Tells two versions apart, like a top button and a bottom button in the same email. Most can skip it. The tech name is utm_content.

Use the same names every time

This is the part people get wrong. Your reports treat every spelling as a new thing. So Facebook and facebook show up as two different sources and split your numbers in half.

A few simple rules:

  • Always use lowercase. Write facebook, not Facebook. Mixed cases split one channel into two rows.
  • Pick one word and stick to it. Choose newsletter, not email one week and newsletter the next.
  • Use a dash for spaces. Write spring-sale, not spring sale, so the link stays clean.
  • Keep a simple log. A plain note listing the exact names you use. Next time, copy from the log instead of inventing a new spelling.

Build a tracked link in seconds

You don't have to type any of this by hand. Use our free URL builder. It does the work for you.

  1. 1

    Paste your website link, the page you want people to land on.

  2. 2

    Fill in where it came from (like instagram) and how they got there (like social).

  3. 3

    Add a campaign name (like spring-sale) so you can track the whole push.

  4. 4

    Copy the finished tagged link and paste it wherever you are posting.

The finished link

yoursite.com/spring?utm_source=instagram&utm_medium=social&utm_campaign=spring-sale

How to read the results

Open Google Analytics. Your tagged visits show up grouped by where they came from. You will see rows like instagram / social and newsletter / email, each with its own visits, signups, or sales next to it.

Now “which post brought customers?” has a real answer. Look at it once a week or once a month. The channel with the most signups or sales (not just clicks) is the one worth more of your time. The ones near zero, despite all your effort, are telling you something too.

Mistakes to avoid

  • Tagging your own pages. Never put these tags on links between pages of your own site. It makes the visit look brand new and wrecks your numbers. Tags are only for links coming in from outside.
  • Mixed spellings. The most common cause of a confusing report. Facebook and facebook split one channel into two rows. The log fixes this.
  • Tagging links you don't control.
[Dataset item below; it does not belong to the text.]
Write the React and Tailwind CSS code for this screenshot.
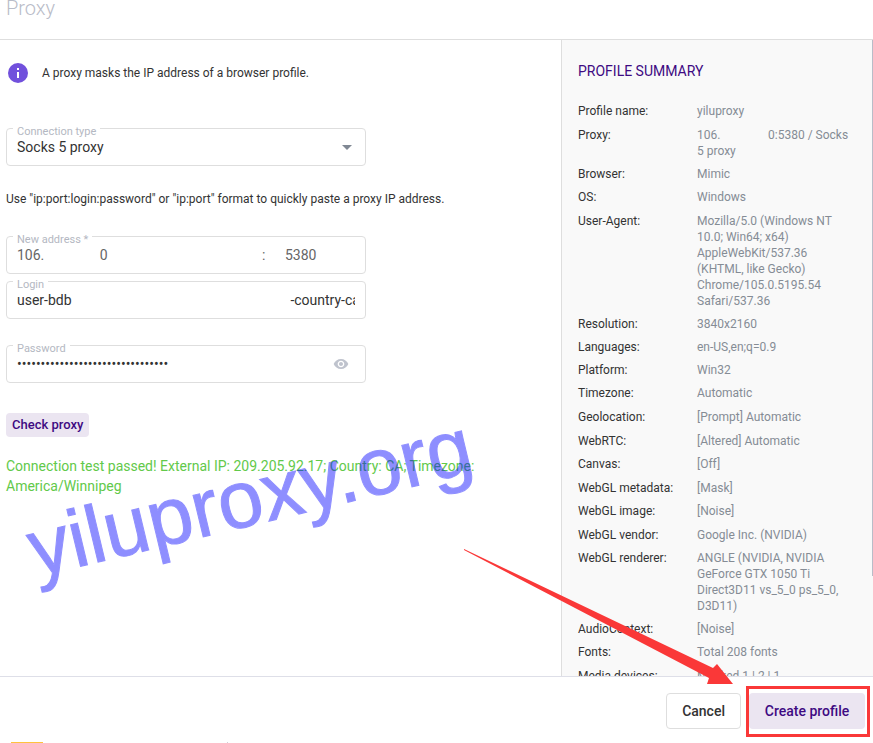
import React from "react";

// each inner list is one block of the summary
const summary = [
  [["Profile name:", "yiluproxy"]],
  [
    ["Proxy:", "106." + "\u00a0".repeat(16) + "0:5380 / Socks 5 proxy"],
    ["Browser:", "Mimic"],
    ["OS:", "Windows"],
  ],
  [
    [
      "User-Agent:",
      "Mozilla/5.0 (Windows NT 10.0; Win64; x64) AppleWebKit/537.36 (KHTML, like Gecko) Chrome/105.0.5195.54 Safari/537.36",
    ],
    ["Resolution:", "3840x2160"],
    ["Languages:", "en-US,en;q=0.9"],
    ["Platform:", "Win32"],
    ["Timezone:", "Automatic"],
  ],
  [["Geolocation:", "[Prompt] Automatic"]],
  [
    ["WebRTC:", "[Altered] Automatic"],
    ["Canvas:", "[Off]"],
  ],
  [
    ["WebGL metadata:", "[Mask]"],
    ["WebGL image:", "[Noise]"],
  ],
  [
    ["WebGL vendor:", "Google Inc. (NVIDIA)"],
    [
      "WebGL renderer:",
      "ANGLE (NVIDIA, NVIDIA GeForce GTX 1050 Ti Direct3D11 vs_5_0 ps_5_0, D3D11)",
    ],
    ["AudioContext:", "[Noise]"],
    ["Fonts:", "Total 208 fonts"],
  ],
  [["Media devices:", "Masked 1 | 2 | 1"]],
];

const Field = ({ id, label, children }) => (
  <fieldset className="w-[360px] max-w-full min-w-0 rounded border border-[#dedede] px-[10px] pb-[5px]">
    <legend className="-ml-1 h-3 px-1 text-[11px] leading-5 text-[#b4b8c2]">
      <label htmlFor={id} className="block">
        {label}
      </label>
    </legend>
    <div className="flex h-[26px] items-center text-sm">{children}</div>
  </fieldset>
);

const ProxyForm = () => (
  <main className="min-w-0 flex-1 pl-[6px] pt-[23px]">
    <div className="flex items-center gap-[14px] pl-[2px] text-xs leading-5">
      <svg className="h-5 w-5 shrink-0" viewBox="0 0 20 20">
        <circle cx="10" cy="10" r="10" fill="#7150dc" />
        <rect x="9" y="5" width="2" height="2" fill="#fff" />
        <rect x="9" y="9" width="2" height="6" fill="#fff" />
      </svg>
      <p>A proxy masks the IP address of a browser profile.</p>
    </div>

    <div className="mt-[39px]">
      <Field id="type" label="Connection type">
        <div className="relative flex-1">
          <select
            id="type"
            className="w-full appearance-none bg-transparent outline-none"
          >
            <option>Socks 5 proxy</option>
          </select>
          <svg
            className="pointer-events-none absolute right-[3px] top-2 h-[5px] w-[10px]"
            viewBox="0 0 10 5"
          >
            <path d="M0 0h10L5 5z" fill="#808893" />
          </svg>
        </div>
      </Field>
    </div>

    <p className="mt-[23px] text-xs leading-5">
      Use "ip:port:login:password" or "ip:port" format to quickly paste a proxy
      IP address.
    </p>

    <div className="mt-[21px] flex flex-col gap-px">
      <Field id="address" label="New address *">
        <input
          id="address"
          className="w-[245px] min-w-0 text-[#666] outline-none"
          defaultValue={"106." + " ".repeat(16) + "0"}
        />
        <span className="w-[23px] text-[#666]">:</span>
        <input
          aria-label="Port"
          className="min-w-0 flex-1 text-[#666] outline-none"
          defaultValue="5380"
        />
      </Field>
      <Field id="login" label="Login">
        <input
          id="login"
          className="w-full outline-none"
          defaultValue={"user-bdb" + " ".repeat(63) + "-country-ca"}
        />
      </Field>
    </div>

    <div className="mt-5">
      <Field id="password" label="Password">
        <input
          id="password"
          type="password"
          className="min-w-0 flex-1 text-sm outline-none"
          defaultValue="abcdefghijklmnopqrstuvwxyz012345"
        />
        <button aria-label="Show password" className="mr-[6px]">
          <svg className="h-4 w-4" viewBox="0 0 24 24" fill="#bfc3cd">
            <path d="M12 4.5C7 4.5 2.73 7.61 1 12c1.73 4.39 6 7.5 11 7.5s9.27-3.11 11-7.5c-1.73-4.39-6-7.5-11-7.5zM12 17c-2.76 0-5-2.24-5-5s2.24-5 5-5 5 2.24 5 5-2.24 5-5 5zm0-8c-1.66 0-3 1.34-3 3s1.34 3 3 3 3-1.34 3-3-1.34-3-3-3z" />
          </svg>
        </button>
      </Field>
    </div>

    <button className="mt-[30px] block h-6 rounded bg-[#ebe5f1] px-[6px] text-[13px] font-medium leading-6 text-[#3e0a82]">
      Check proxy
    </button>

    <p className="mt-[19px] text-sm leading-5 text-[#62c94a]">
      Connection test passed! External IP: 209.205.92.17; Country: CA; Timezone:
      America/Winnipeg
    </p>
  </main>
);

const Summary = () => (
  <aside className="flex w-[312px] shrink-0 border-l border-[#dedede] bg-[#f9f9f9]">
    <div className="min-w-0 flex-1 px-4 pt-[21px]">
      <h2 className="text-sm leading-5 text-[#3e0a82]">PROFILE SUMMARY</h2>
      <div className="mt-[22px] flex flex-col gap-2 text-xs leading-4">
        {summary.map((rows) => (
          <dl
            key={rows[0][0]}
            className="grid grid-cols-[119px_minmax(0,1fr)] gap-y-[7px]"
          >
            {rows.map(([name, value]) => (
              <React.Fragment key={name}>
                <dt>{name}</dt>
                <dd className="text-[#858c95]">{value}</dd>
              </React.Fragment>
            ))}
          </dl>
        ))}
      </div>
    </div>
    {/* scroll thumb */}
    <div className="h-[536px] w-px bg-[#b9bcc8]" />
  </aside>
);

const App = () => {
  return (
    <div className="relative flex h-screen flex-col overflow-hidden bg-white font-['Roboto',sans-serif] text-[#333]">
      <header className="h-10 shrink-0 border-b border-[#dedede] pl-[6px]">
        <h1 className="text-xl font-light leading-4 text-[#b9bcc8]">Proxy</h1>
      </header>

      <div className="flex min-h-0 flex-1 overflow-hidden">
        <ProxyForm />
        <Summary />
      </div>

      <footer className="flex shrink-0 flex-col border-t border-[#dedfe8] bg-white pt-[9px]">
        <div className="flex items-start justify-end gap-[5px] pr-[3px]">
          <button className="mt-[7px] h-9 rounded border border-[#dedede] px-[15px] text-sm font-medium">
            Cancel
          </button>
          <div className="border-3 border-[#fa3838] pb-[5px] pr-[2px] pt-1">
            <button className="block h-9 w-[116px] rounded bg-[#ebe5f1] text-sm font-medium text-[#3e0a82]">
              Create profile
            </button>
          </div>
        </div>
        <div className="mt-[5px] flex gap-[184px] pl-[11px]">
          <span className="h-px w-8 bg-[#ffc23d]" />
          <span className="h-px w-px bg-[#d0d0d8]" />
        </div>
      </footer>

      <div className="pointer-events-none absolute left-[20px] top-[511px] origin-top-left -rotate-[13.5deg] font-['Liberation_Sans',Arial,sans-serif] text-[81px] leading-none text-[#0000ff] opacity-44 [-webkit-text-stroke:1px_#0000ff]">
        yiluproxy.org
      </div>

      <svg
        className="pointer-events-none absolute bottom-[58px] right-[139px] h-[136px] w-[270px]"
        viewBox="0 0 270 136"
      >
        <path
          d="M0 0L249 119L253 115L269 135H243L245 129L0 1z"
          fill="#fa3838"
        />
      </svg>
    </div>
  );
};

export default App;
If you can't edit where a link finally lands, your tags may get dropped. Only tag links to pages you own.

Track your flyers too

These tags work on any link, including the one behind a QR code. Put a tagged link inside a QR code and you can finally measure print: a flyer, a shop window, a packaging insert. Give each one its own campaign name, and your reports will show you which piece of paper sent people to your site.

Want a steady stream of posts ready to tag and share? Brandmundo writes them in your voice. Swipe through and keep the ones you like. Try it free.

Veelgestelde vragen

Do these tags slow down or break my links?

No. A tag is just extra text at the end of the link, after a question mark. The page loads the same way and goes to the same place. The only thing that changes is that your reports can now read the labels you added.

Will the long tagged link look bad to visitors?

Most people never look at the full link, especially on social where it shows up as a tap or a button. If a clean look matters for a printed card, put the tagged link behind a QR code or a short link, and the tags still work underneath.

How many tags do I really need?

For most small businesses, just three: where it came from, how they got there, and which campaign. The other two are optional and mainly for paid ads or testing two versions. Start with three, stay consistent, and add the others only if you need them.

Where do I see the results?

In Google Analytics, tagged visits appear grouped by where they came from, so you can compare channels side by side. Look at signups or sales rather than clicks, since that is what tells you which posts brought customers.